• WRITTEN REQUEST: Without including the pictures, copy out every line below.

Code that builds pages:

** begin **

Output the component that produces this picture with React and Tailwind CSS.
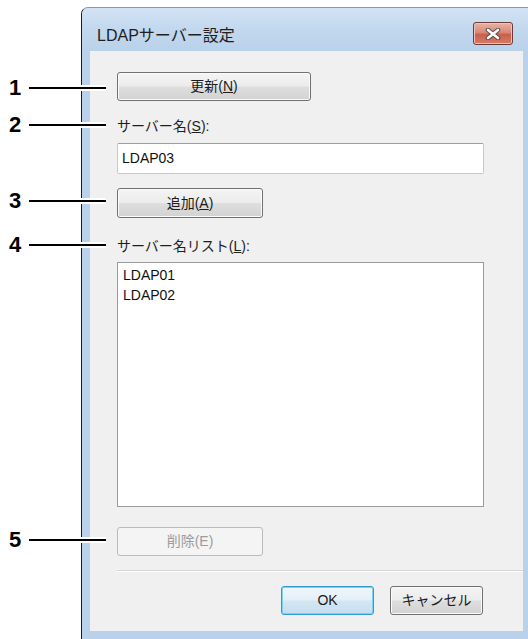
import React from 'react';

const font = { fontFamily: '"Liberation Sans", "Noto Sans CJK JP", sans-serif' };

// Win7 style push button
const Btn = ({ children, className = '', disabled = false, focused = false }) => {
  let look = 'border-[#707070] text-[#1b1b1b] bg-[linear-gradient(to_bottom,#f4f4f4_0%,#ececec_48%,#dedede_52%,#d2d2d2_100%)] shadow-[inset_0_0_0_1px_#fbfbfb]';
  if (disabled) look = 'border-[#b6bcc0] text-[#9c9c9c] bg-[#f4f4f4]';
  if (focused) look = 'border-[#2f9ad6] text-[#1b1b1b] bg-[linear-gradient(to_bottom,#f0f7fc_0%,#e3eff8_48%,#d3e6f3_52%,#c6def0_100%)] shadow-[inset_0_0_0_1px_#7fd0f5]';
  return (
    <div className={`flex items-center justify-center rounded-[3px] border text-[14px] ${look} ${className}`}>
      {children}
    </div>
  );
};

const Callout = ({ n, top }) => (
  <div className={`absolute left-[9px] flex items-center h-[22px] ${top}`}>
    <span className="w-[20px] text-[22px] font-bold leading-none text-black" style={{ fontFamily: '"Liberation Sans", sans-serif' }}>{n}</span>
    <div className="w-[77px] h-[6px] bg-white flex items-center">
      <div className="w-full h-[2px] bg-black"></div>
    </div>
  </div>
);

export default function App() {
  return (
    <div className="relative w-[528px] h-[639px] bg-white overflow-hidden" style={font}>

      {/* dialog window */}
      <div className="ml-[81px] mt-[7px] w-[447px] h-[632px] flex flex-col rounded-tl-[7px] border-l border-t border-l-[#1c1c1c] border-t-[#8a97a5] bg-[#b9d1ea]">

        {/* title bar */}
        <div className="h-[43px] flex justify-between pl-[15px] pr-[15px] rounded-tl-[6px] bg-[linear-gradient(to_bottom,#d3e3f4_0%,#c2d8ee_50%,#b9d1ea_100%)]">
          <span className="mt-[17px] text-[16px] leading-[22px] text-[#1e1e1e]">LDAPサーバー設定</span>
          <div className="mt-[14px] w-[40px] h-[23px] rounded-[3px] border border-[#6b3a3a] flex items-center justify-center bg-[linear-gradient(to_bottom,#e8b3a6_0%,#d98876_45%,#c9604b_55%,#d77b63_100%)] shadow-[inset_0_0_0_1px_#eec3b8]">
            <svg width="16" height="12" viewBox="0 0 16 12">
              <path d="M3 2 L13 10 M13 2 L3 10" stroke="#5a4a4a" strokeWidth="4.5" strokeLinecap="round" />
              <path d="M3 2 L13 10 M13 2 L3 10" stroke="#ffffff" strokeWidth="2.6" strokeLinecap="round" />
            </svg>
          </div>
        </div>

        {/* frame + client area */}
        <div className="flex-1 flex pl-[8px] pr-[5px] pb-[8px]">
          <div className="flex-1 flex flex-col bg-[#f0f0f0] pl-[27px] pt-[21px]">

            <Btn className="w-[194px] h-[29px]">更新(<span className="underline">N</span>)</Btn>

            <div className="mt-[15px] h-[20px] leading-[20px] text-[14px] text-[#1e1e1e]">サーバー名(<span className="underline">S</span>):</div>
            <div className="mt-[7px] w-[367px] h-[31px] bg-white border border-[#b4cde3] border-t-[#7aa7cd] rounded-[2px] flex items-center pl-[4px] text-[14px] text-[#111]">
              LDAP03
            </div>

            <Btn className="mt-[14px] w-[146px] h-[30px]">追加(<span className="underline">A</span>)</Btn>

            <div className="mt-[18px] h-[20px] leading-[20px] text-[14px] text-[#1e1e1e]">サーバー名リスト(<span className="underline">L</span>):</div>
            <div className="mt-[6px] w-[367px] h-[245px] bg-white border border-[#9a9a9a] pl-[5px] pt-[2px] text-[14px] leading-[20px] text-[#111]">
              <div>LDAP01</div>
              <div>LDAP02</div>
            </div>

            <Btn disabled className="mt-[20px] w-[146px] h-[29px]">削除(E)</Btn>

            <div className="mt-[14px] h-[2px] border-t border-[#d5d5d5] border-b border-b-white"></div>

            <div className="mt-[14px] flex justify-end gap-[16px] pr-[40px]">
              <Btn focused className="w-[93px] h-[29px]">OK</Btn>
              <Btn className="w-[93px] h-[29px]">キャンセル</Btn>
            </div>
          </div>
        </div>
      </div>

      {/* callouts */}
      <Callout n="1" top="top-[77px]" />
      <Callout n="2" top="top-[114px]" />
      <Callout n="3" top="top-[190px]" />
      <Callout n="4" top="top-[234px]" />
      <Callout n="5" top="top-[529px]" />
    </div>
  );
}
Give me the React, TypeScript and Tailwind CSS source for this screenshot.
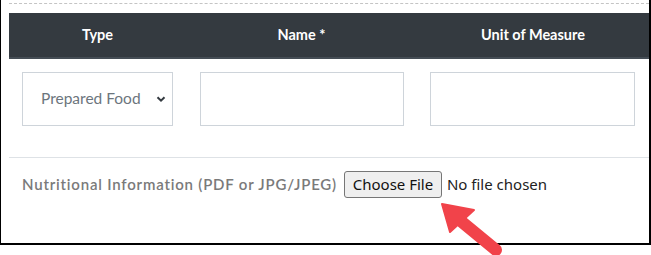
import React from "react";

export default function App() {
  return (
    <div className="relative w-[651px] h-[255px] bg-white overflow-hidden" style={{ fontFamily: "Lato, 'Noto Sans', sans-serif" }}>
      <div className="w-[651px] h-[245px] border-l-[1.5px] border-r-2 border-b-2 border-black pl-[8px] pt-[3px]">
        <div className="border-t border-dashed border-[#c4c4c4] h-[10px]" />
        <div className="grid grid-cols-[177px_231px_1fr] bg-[#343a40] border-b-2 border-[#454d55] h-[46px] items-center text-white font-bold text-[14.5px]">
          <div className="text-center">Type</div>
          <div className="text-center">Name *</div>
          <div className="text-center">Unit of Measure</div>
        </div>
        <div className="grid grid-cols-[177px_231px_1fr] pt-[13px] pb-[31px] border-b border-[#dee2e6]">
          <div className="pl-[13px] pr-[13px]">
            <div className="h-[54px] border border-[#ced4da] flex items-center pl-[18px] pr-[6px] text-[#6c757d] text-[15.5px]">
              <span className="flex-1">Prepared Food</span>
              <svg width="10" height="10" viewBox="0 0 10 10">
                <path d="M1.5 3.2 L5 6.7 L8.5 3.2" fill="none" stroke="#343a40" strokeWidth="2" />
              </svg>
            </div>
          </div>
          <div className="pl-[14px] pr-[13px]">
            <div className="h-[54px] border border-[#ced4da]" />
          </div>
          <div className="pl-[13px] pr-[14px]">
            <div className="h-[54px] border border-[#ced4da]" />
          </div>
        </div>
        <div className="flex items-center pl-[13px] pt-[13px]">
          <span className="text-[#7a7a7a] text-[15px] font-semibold tracking-[0.8px]">Nutritional Information (PDF or JPG/JPEG)</span>
          <div className="flex items-center ml-[7px]" style={{ fontFamily: "'Noto Sans', sans-serif" }}>
            <div className="h-[27px] w-[98px] border border-[#767676] rounded-[3px] bg-[#efefef] flex items-center justify-center text-[15px] text-[#111]">Choose File</div>
            <span className="ml-[5px] text-[15px] text-[#222]">No file chosen</span>
          </div>
        </div>
      </div>
      <svg className="absolute left-0 top-0" width="651" height="255" viewBox="0 0 651 255">
        <line x1="462" y1="222" x2="496" y2="250" stroke="#f1434a" strokeWidth="12" strokeLinecap="round" />
        <polygon points="442,204 474,210 450,232" fill="#f1434a" stroke="#f1434a" strokeWidth="2" strokeLinejoin="round" />
      </svg>
    </div>
  );
}
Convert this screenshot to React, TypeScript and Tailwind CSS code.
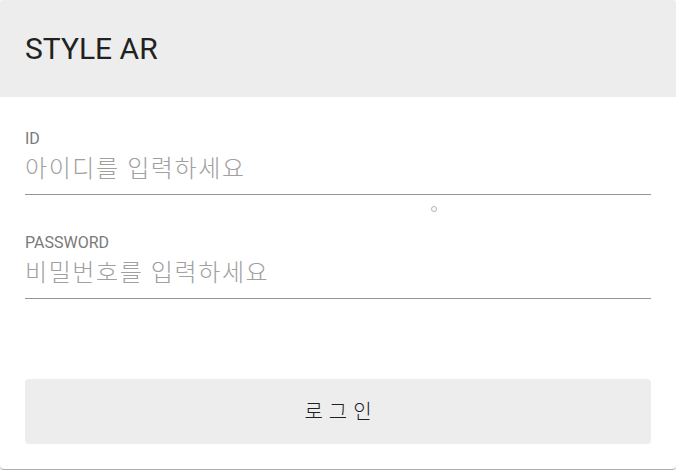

** end **

• EXERCISE RESULT:
Output the component that produces this picture with React and Tailwind CSS.
import React from 'react';

const font = { fontFamily: '"Liberation Sans", "Noto Sans CJK JP", sans-serif' };

// Win7 style push button
const Btn = ({ children, className = '', disabled = false, focused = false }) => {
  let look = 'border-[#707070] text-[#1b1b1b] bg-[linear-gradient(to_bottom,#f4f4f4_0%,#ececec_48%,#dedede_52%,#d2d2d2_100%)] shadow-[inset_0_0_0_1px_#fbfbfb]';
  if (disabled) look = 'border-[#b6bcc0] text-[#9c9c9c] bg-[#f4f4f4]';
  if (focused) look = 'border-[#2f9ad6] text-[#1b1b1b] bg-[linear-gradient(to_bottom,#f0f7fc_0%,#e3eff8_48%,#d3e6f3_52%,#c6def0_100%)] shadow-[inset_0_0_0_1px_#7fd0f5]';
  return (
    <div className={`flex items-center justify-center rounded-[3px] border text-[14px] ${look} ${className}`}>
      {children}
    </div>
  );
};

const Callout = ({ n, top }) => (
  <div className={`absolute left-[9px] flex items-center h-[22px] ${top}`}>
    <span className="w-[20px] text-[22px] font-bold leading-none text-black" style={{ fontFamily: '"Liberation Sans", sans-serif' }}>{n}</span>
    <div className="w-[77px] h-[6px] bg-white flex items-center">
      <div className="w-full h-[2px] bg-black"></div>
    </div>
  </div>
);

export default function App() {
  return (
    <div className="relative w-[528px] h-[639px] bg-white overflow-hidden" style={font}>

      {/* dialog window */}
      <div className="ml-[81px] mt-[7px] w-[447px] h-[632px] flex flex-col rounded-tl-[7px] border-l border-t border-l-[#1c1c1c] border-t-[#8a97a5] bg-[#b9d1ea]">

        {/* title bar */}
        <div className="h-[43px] flex justify-between pl-[15px] pr-[15px] rounded-tl-[6px] bg-[linear-gradient(to_bottom,#d3e3f4_0%,#c2d8ee_50%,#b9d1ea_100%)]">
          <span className="mt-[17px] text-[16px] leading-[22px] text-[#1e1e1e]">LDAPサーバー設定</span>
          <div className="mt-[14px] w-[40px] h-[23px] rounded-[3px] border border-[#6b3a3a] flex items-center justify-center bg-[linear-gradient(to_bottom,#e8b3a6_0%,#d98876_45%,#c9604b_55%,#d77b63_100%)] shadow-[inset_0_0_0_1px_#eec3b8]">
            <svg width="16" height="12" viewBox="0 0 16 12">
              <path d="M3 2 L13 10 M13 2 L3 10" stroke="#5a4a4a" strokeWidth="4.5" strokeLinecap="round" />
              <path d="M3 2 L13 10 M13 2 L3 10" stroke="#ffffff" strokeWidth="2.6" strokeLinecap="round" />
            </svg>
          </div>
        </div>

        {/* frame + client area */}
        <div className="flex-1 flex pl-[8px] pr-[5px] pb-[8px]">
          <div className="flex-1 flex flex-col bg-[#f0f0f0] pl-[27px] pt-[21px]">

            <Btn className="w-[194px] h-[29px]">更新(<span className="underline">N</span>)</Btn>

            <div className="mt-[15px] h-[20px] leading-[20px] text-[14px] text-[#1e1e1e]">サーバー名(<span className="underline">S</span>):</div>
            <div className="mt-[7px] w-[367px] h-[31px] bg-white border border-[#b4cde3] border-t-[#7aa7cd] rounded-[2px] flex items-center pl-[4px] text-[14px] text-[#111]">
              LDAP03
            </div>

            <Btn className="mt-[14px] w-[146px] h-[30px]">追加(<span className="underline">A</span>)</Btn>

            <div className="mt-[18px] h-[20px] leading-[20px] text-[14px] text-[#1e1e1e]">サーバー名リスト(<span className="underline">L</span>):</div>
            <div className="mt-[6px] w-[367px] h-[245px] bg-white border border-[#9a9a9a] pl-[5px] pt-[2px] text-[14px] leading-[20px] text-[#111]">
              <div>LDAP01</div>
              <div>LDAP02</div>
            </div>

            <Btn disabled className="mt-[20px] w-[146px] h-[29px]">削除(E)</Btn>

            <div className="mt-[14px] h-[2px] border-t border-[#d5d5d5] border-b border-b-white"></div>

            <div className="mt-[14px] flex justify-end gap-[16px] pr-[40px]">
              <Btn focused className="w-[93px] h-[29px]">OK</Btn>
              <Btn className="w-[93px] h-[29px]">キャンセル</Btn>
            </div>
          </div>
        </div>
      </div>

      {/* callouts */}
      <Callout n="1" top="top-[77px]" />
      <Callout n="2" top="top-[114px]" />
      <Callout n="3" top="top-[190px]" />
      <Callout n="4" top="top-[234px]" />
      <Callout n="5" top="top-[529px]" />
    </div>
  );
}
Give me the React, TypeScript and Tailwind CSS source for this screenshot.
import React from "react";

export default function App() {
  return (
    <div className="relative w-[651px] h-[255px] bg-white overflow-hidden" style={{ fontFamily: "Lato, 'Noto Sans', sans-serif" }}>
      <div className="w-[651px] h-[245px] border-l-[1.5px] border-r-2 border-b-2 border-black pl-[8px] pt-[3px]">
        <div className="border-t border-dashed border-[#c4c4c4] h-[10px]" />
        <div className="grid grid-cols-[177px_231px_1fr] bg-[#343a40] border-b-2 border-[#454d55] h-[46px] items-center text-white font-bold text-[14.5px]">
          <div className="text-center">Type</div>
          <div className="text-center">Name *</div>
          <div className="text-center">Unit of Measure</div>
        </div>
        <div className="grid grid-cols-[177px_231px_1fr] pt-[13px] pb-[31px] border-b border-[#dee2e6]">
          <div className="pl-[13px] pr-[13px]">
            <div className="h-[54px] border border-[#ced4da] flex items-center pl-[18px] pr-[6px] text-[#6c757d] text-[15.5px]">
              <span className="flex-1">Prepared Food</span>
              <svg width="10" height="10" viewBox="0 0 10 10">
                <path d="M1.5 3.2 L5 6.7 L8.5 3.2" fill="none" stroke="#343a40" strokeWidth="2" />
              </svg>
            </div>
          </div>
          <div className="pl-[14px] pr-[13px]">
            <div className="h-[54px] border border-[#ced4da]" />
          </div>
          <div className="pl-[13px] pr-[14px]">
            <div className="h-[54px] border border-[#ced4da]" />
          </div>
        </div>
        <div className="flex items-center pl-[13px] pt-[13px]">
          <span className="text-[#7a7a7a] text-[15px] font-semibold tracking-[0.8px]">Nutritional Information (PDF or JPG/JPEG)</span>
          <div className="flex items-center ml-[7px]" style={{ fontFamily: "'Noto Sans', sans-serif" }}>
            <div className="h-[27px] w-[98px] border border-[#767676] rounded-[3px] bg-[#efefef] flex items-center justify-center text-[15px] text-[#111]">Choose File</div>
            <span className="ml-[5px] text-[15px] text-[#222]">No file chosen</span>
          </div>
        </div>
      </div>
      <svg className="absolute left-0 top-0" width="651" height="255" viewBox="0 0 651 255">
        <line x1="462" y1="222" x2="496" y2="250" stroke="#f1434a" strokeWidth="12" strokeLinecap="round" />
        <polygon points="442,204 474,210 450,232" fill="#f1434a" stroke="#f1434a" strokeWidth="2" strokeLinejoin="round" />
      </svg>
    </div>
  );
}
Convert this screenshot to React, TypeScript and Tailwind CSS code.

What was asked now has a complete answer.